Greg Zeschuk: I have no idea... Maybe it's a trick, maybe it won't be on any other consoles? Gabe's a clever guy and I think it comes down to effort. You can make anything great on any platform if you put the effort in, and Valve puts the effort in.
Eurogamer: Are you planning to take sides?
Greg Zeschuk: A platform's a platform, right? EA's an interesting company and we're rascals within it. In the sense we're actually quite platform agnostic. The fact we worked a lot with Microsoft and the Xbox initially doesn't mean we're not big fans of PS3. We'll put our game on as many platforms as make sense for it. We're not too concerned about which is better, there are pluses and minuses to everything.
Eurogamer: BioWare's well-established now and your games are hugely successful. But when you look at up and coming developers, or new games coming out, what do you worry about? Who keeps you awake at night?
Greg Zeschuk: We don't worry that much about the competition. I have respect for people like Valve, id, Epic, Blizzard, Insomniac, Naughty Dog... You can go down this list of all these great developers and worry yourself silly about what they're going to do. We focus on what we can control, and that is our work. Not that we don't worry in the sense that we're arrogant, but we don't let things worry us.
Eurogamer: Just to finish up, a quick personal request. When you've finished Star Wars, would you mind doing a Babylon 5 MMO please? All you'd have to do is swap the heads around.

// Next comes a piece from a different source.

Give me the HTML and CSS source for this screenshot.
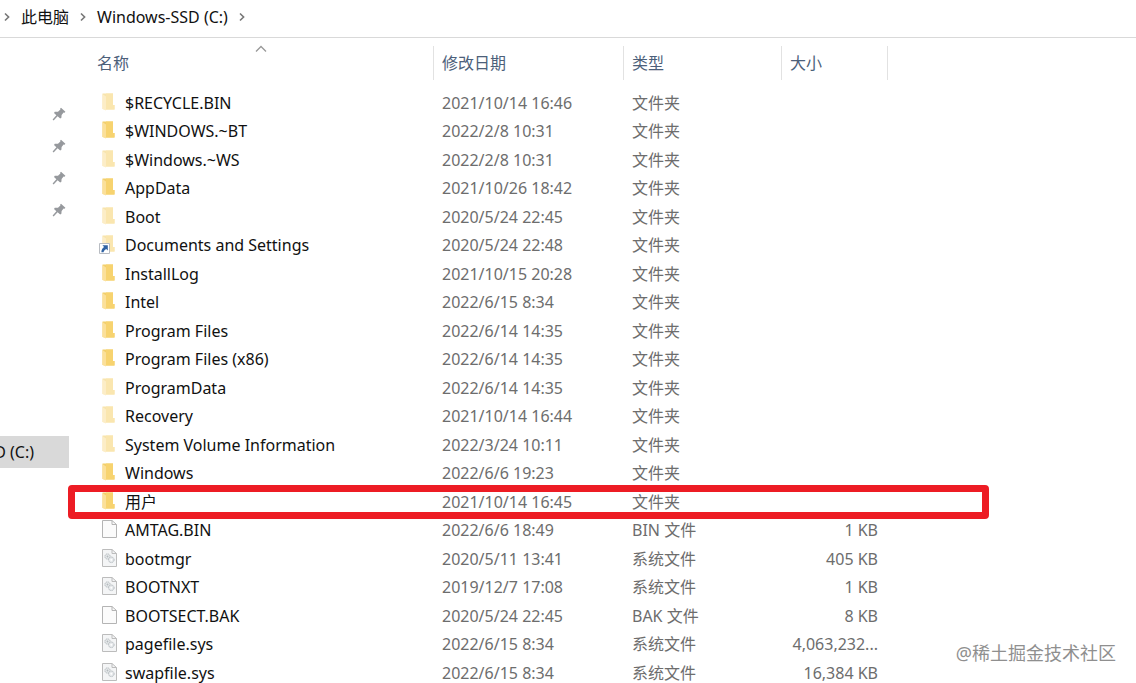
FILE: index.html
```
<!DOCTYPE html>
<html lang="zh-CN">
<head>
    <meta charset="UTF-8">
    <meta name="viewport" content="width=device-width, initial-scale=1.0">
    <title>Windows-SSD (C:)</title>
    <link rel="stylesheet" href="styles.css">
</head>
<body>
    <!-- Shared icons -->
    <svg class="sprite">
        <symbol id="chevron" viewBox="0 0 8 10">
            <path d="M2 1.5 5.6 5 2 8.5" fill="none" stroke="#777" stroke-width="1.6"/>
        </symbol>
        <symbol id="pin" viewBox="0 0 14 14">
            <path d="M9 0.8 13.4 4.8 12.6 5.8 11.6 5.6 9.6 8 9.4 10.8 8.2 11.4 5.6 9.2 1.6 13.4 0.6 12.6 4.4 8.2 2 6 2.8 4.8 6 4.8 8.4 2.6 8.2 1.6Z" fill="#96999d"/>
        </symbol>
        <symbol id="folder" viewBox="0 0 16 20">
            <path d="M1.5.5H12V12H13.5V16.5H5L1.5 16Z" fill="#f2cf6b"/>
            <path d="M1.5 1 5 3.5V17.5L1.5 16Z" fill="#fbe09a"/>
            <path d="M5 .5H12V12H13.5V16.5H5Z" fill="#f7d36f"/>
        </symbol>
        <symbol id="file" viewBox="0 0 16 20">
            <path d="M1.5.5H11L15.5 4.5V17.5H1.5Z" fill="#fbfbfb" stroke="#b4b4b4"/>
            <path d="M11 .5V4.5H15.5" fill="none" stroke="#b4b4b4"/>
        </symbol>
        <symbol id="system" viewBox="0 0 16 20">
            <path d="M1.5.5H11L15.5 4.5V17.5H1.5Z" fill="#f4f5f6" stroke="#bcbcbc"/>
            <path d="M11 .5V4.5H15.5" fill="none" stroke="#bcbcbc"/>
            <circle cx="6.5" cy="7.5" r="2.6" fill="#e6e9eb" stroke="#b3b9bd" stroke-dasharray="1.4 .6"/>
            <circle cx="6.5" cy="7.5" r=".9" fill="#b3b9bd"/>
            <circle cx="10.3" cy="10.8" r="2.8" fill="#e6e9eb" stroke="#b3b9bd" stroke-dasharray="1.4 .6"/>
            <circle cx="10.3" cy="10.8" r="1" fill="#fff"/>
        </symbol>
        <symbol id="shortcut" viewBox="0 0 11 11">
            <path d="M.5.5H10.5V10.5H.5Z" fill="#fff" stroke="#b8bcc2"/>
            <path d="M3.4 2.2H8.8V7.4L7.2 5.9C5.6 6.8 4.8 7.8 4.6 9.2H2.4C2.3 7 3.3 5.3 5.1 3.9Z" fill="#2f62a3"/>
        </symbol>
    </svg>

    <div class="explorer">
        <!-- Address bar -->
        <nav class="address">
            <svg class="chevron"><use href="#chevron"/></svg>
            <a href="#">此电脑</a>
            <svg class="chevron"><use href="#chevron"/></svg>
            <a href="#">Windows-SSD (C:)</a>
            <svg class="chevron"><use href="#chevron"/></svg>
        </nav>

        <div class="content">
            <!-- Navigation pane -->
            <aside class="sidebar">
                <div class="pins">
                    <svg><use href="#pin"/></svg>
                    <svg><use href="#pin"/></svg>
                    <svg><use href="#pin"/></svg>
                    <svg><use href="#pin"/></svg>
                </div>
                <a class="drive" href="#">D (C:)</a>
            </aside>

            <!-- File list -->
            <table class="files">
                <colgroup>
                    <col class="col-name">
                    <col class="col-date">
                    <col class="col-type">
                    <col class="col-size">
                </colgroup>
                <thead>
                    <tr>
                        <th>
                            <button>名称</button>
                            <svg class="sort" viewBox="0 0 12 8"><path d="M1 6.5 6 1.5 11 6.5" fill="none" stroke="#999" stroke-width="1.3"/></svg>
                        </th>
                        <th><button>修改日期</button></th>
                        <th><button>类型</button></th>
                        <th><button>大小</button></th>
                    </tr>
                </thead>
                <tbody>
                    <tr class="hidden-item">
                        <td><div class="name"><svg><use href="#folder"/></svg>$RECYCLE.BIN</div></td>
                        <td>2021/10/14 16:46</td><td>文件夹</td><td></td>
                    </tr>
                    <tr>
                        <td><div class="name"><svg><use href="#folder"/></svg>$WINDOWS.~BT</div></td>
                        <td>2022/2/8 10:31</td><td>文件夹</td><td></td>
                    </tr>
                    <tr class="hidden-item">
                        <td><div class="name"><svg><use href="#folder"/></svg>$Windows.~WS</div></td>
                        <td>2022/2/8 10:31</td><td>文件夹</td><td></td>
                    </tr>
                    <tr>
                        <td><div class="name"><svg><use href="#folder"/></svg>AppData</div></td>
                        <td>2021/10/26 18:42</td><td>文件夹</td><td></td>
                    </tr>
                    <tr class="hidden-item">
                        <td><div class="name"><svg><use href="#folder"/></svg>Boot</div></td>
                        <td>2020/5/24 22:45</td><td>文件夹</td><td></td>
                    </tr>
                    <tr class="hidden-item">
                        <td><div class="name"><svg><use href="#folder"/></svg>Documents and Settings<svg class="shortcut"><use href="#shortcut"/></svg></div></td>
                        <td>2020/5/24 22:48</td><td>文件夹</td><td></td>
                    </tr>
                    <tr>
                        <td><div class="name"><svg><use href="#folder"/></svg>InstallLog</div></td>
                        <td>2021/10/15 20:28</td><td>文件夹</td><td></td>
                    </tr>
                    <tr>
                        <td><div class="name"><svg><use href="#folder"/></svg>Intel</div></td>
                        <td>2022/6/15 8:34</td><td>文件夹</td><td></td>
                    </tr>
                    <tr>
                        <td><div class="name"><svg><use href="#folder"/></svg>Program Files</div></td>
                        <td>2022/6/14 14:35</td><td>文件夹</td><td></td>
                    </tr>
                    <tr>
                        <td><div class="name"><svg><use href="#folder"/></svg>Program Files (x86)</div></td>
                        <td>2022/6/14 14:35</td><td>文件夹</td><td></td>
                    </tr>
                    <tr class="hidden-item">
                        <td><div class="name"><svg><use href="#folder"/></svg>ProgramData</div></td>
                        <td>2022/6/14 14:35</td><td>文件夹</td><td></td>
                    </tr>
                    <tr class="hidden-item">
                        <td><div class="name"><svg><use href="#folder"/></svg>Recovery</div></td>
                        <td>2021/10/14 16:44</td><td>文件夹</td><td></td>
                    </tr>
                    <tr class="hidden-item">
                        <td><div class="name"><svg><use href="#folder"/></svg>System Volume Information</div></td>
                        <td>2022/3/24 10:11</td><td>文件夹</td><td></td>
                    </tr>
                    <tr>
                        <td><div class="name"><svg><use href="#folder"/></svg>Windows</div></td>
                        <td>2022/6/6 19:23</td><td>文件夹</td><td></td>
                    </tr>
                    <tr class="marked">
                        <td><div class="name"><svg><use href="#folder"/></svg>用户</div></td>
                        <td>2021/10/14 16:45</td><td>文件夹</td><td></td>
                    </tr>
                    <tr>
                        <td><div class="name"><svg><use href="#file"/></svg>AMTAG.BIN</div></td>
                        <td>2022/6/6 18:49</td><td>BIN 文件</td><td>1 KB</td>
                    </tr>
                    <tr>
                        <td><div class="name"><svg><use href="#system"/></svg>bootmgr</div></td>
                        <td>2020/5/11 13:41</td><td>系统文件</td><td>405 KB</td>
                    </tr>
                    <tr>
                        <td><div class="name"><svg><use href="#system"/></svg>BOOTNXT</div></td>
                        <td>2019/12/7 17:08</td><td>系统文件</td><td>1 KB</td>
                    </tr>
                    <tr>
                        <td><div class="name"><svg><use href="#file"/></svg>BOOTSECT.BAK</div></td>
                        <td>2020/5/24 22:45</td><td>BAK 文件</td><td>8 KB</td>
                    </tr>
                    <tr>
                        <td><div class="name"><svg><use href="#system"/></svg>pagefile.sys</div></td>
                        <td>2022/6/15 8:34</td><td>系统文件</td><td>4,063,232...</td>
                    </tr>
                    <tr>
                        <td><div class="name"><svg><use href="#system"/></svg>swapfile.sys</div></td>
                        <td>2022/6/15 8:34</td><td>系统文件</td><td>16,384 KB</td>
                    </tr>
                </tbody>
            </table>
        </div>
        <div class="watermark">@稀土掘金技术社区</div>
    </div>
</body>
</html>
```
FILE: styles.css
```
* {
    box-sizing: border-box;
}
body {
    margin: 0;
    background-color: #fff;
    color: #111;
    font-family: "Noto Sans", "Noto Sans CJK SC", sans-serif;
    font-size: 16px;
    line-height: 24px;
}
a {
    color: inherit;
    text-decoration: none;
}
.sprite {
    display: none;
}
.explorer {
    position: relative;
    height: 100vh;
    overflow: hidden;
}

/* Address bar */
.address {
    display: flex;
    align-items: center;
    gap: 10px;
    height: 38px;
    padding: 0 3px 4px;
    border-bottom: 1px solid #d9d9d9;
}
.chevron {
    width: 8px;
    height: 10px;
}

.content {
    display: flex;
}

/* Navigation pane */
.sidebar {
    flex: none;
    width: 69px;
    margin-right: 20px;
    padding-top: 69px;
}
.pins {
    display: flex;
    flex-direction: column;
    align-items: flex-end;
    gap: 18px;
    padding-right: 3px;
}
.pins svg {
    width: 14px;
    height: 14px;
}
.drive {
    display: flex;
    align-items: center;
    justify-content: flex-end;
    height: 32px;
    margin-top: 219px;
    padding-right: 35px;
    background-color: #d9d9d9;
    white-space: nowrap;
}

/* File list */
.files {
    width: 799px;
    table-layout: fixed;
    border-collapse: separate;
    border-spacing: 0;
    margin-top: 8px;
    color: #6d6d6d;
}
.col-date {
    width: 190px;
}
.col-type {
    width: 158px;
}
.col-size {
    width: 106px;
}
th {
    position: relative;
    height: 34px;
    padding: 0 8px;
    border-right: 1px solid #e2e2e2;
    text-align: left;
}
th button {
    display: block;
    padding: 0;
    border: none;
    background: none;
    color: #4c607a;
    font: inherit;
    font-weight: normal;
    cursor: pointer;
}
.sort {
    position: absolute;
    top: -1px;
    left: 50%;
    width: 12px;
    height: 8px;
    margin-left: -6px;
}
/* Gap between the header and the first row */
tbody::before {
    content: "";
    display: table-row;
    height: 9px;
}
td {
    height: 28px;
    padding: 2px 8px 0;
    vertical-align: top;
    white-space: nowrap;
}
tr:nth-child(even) td {
    height: 29px;
}
td:last-child {
    padding-right: 10px;
    text-align: right;
}
.name {
    position: relative;
    display: flex;
    align-items: center;
    gap: 8px;
    padding-left: 4px;
    color: #111;
}
.name svg {
    flex: none;
    width: 16px;
    height: 20px;
}
.hidden-item .name > svg:first-child {
    opacity: 0.55;
}
.name .shortcut {
    position: absolute;
    left: 2px;
    bottom: 3px;
    width: 11px;
    height: 11px;
}

/* Red frame round the user folder */
.marked {
    position: relative;
}
.marked td:last-child::after {
    content: "";
    position: absolute;
    top: -3px;
    right: -101px;
    bottom: -3px;
    left: -21px;
    border: 7px solid #ed1c24;
    border-radius: 4px;
}

.watermark {
    position: absolute;
    right: 20px;
    bottom: 18px;
    color: #8f8f8f;
    font-size: 18px;
}
```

Greg Zeschuk: Babylon 5 is funny because there's a whole bunch of people at BioWare who are massive, massive fans.
Eurogamer: I bet.
Greg Zeschuk: It's one of those universes that is very rich and has great potential. I only watched it a bit, but some of the people at BioWare were crazy about it, so I can relate. It's almost like they need to make sure they've got a good update, because if they could get Babylon 5 reignited there's a good opportunity there.
Eurogamer: Well, like I say. If you get the chance.
Greg Zeschuk is vice president of BioWare Corporation. Ellie Gibson would totally play as Ivanova and get off with Marcus Cole.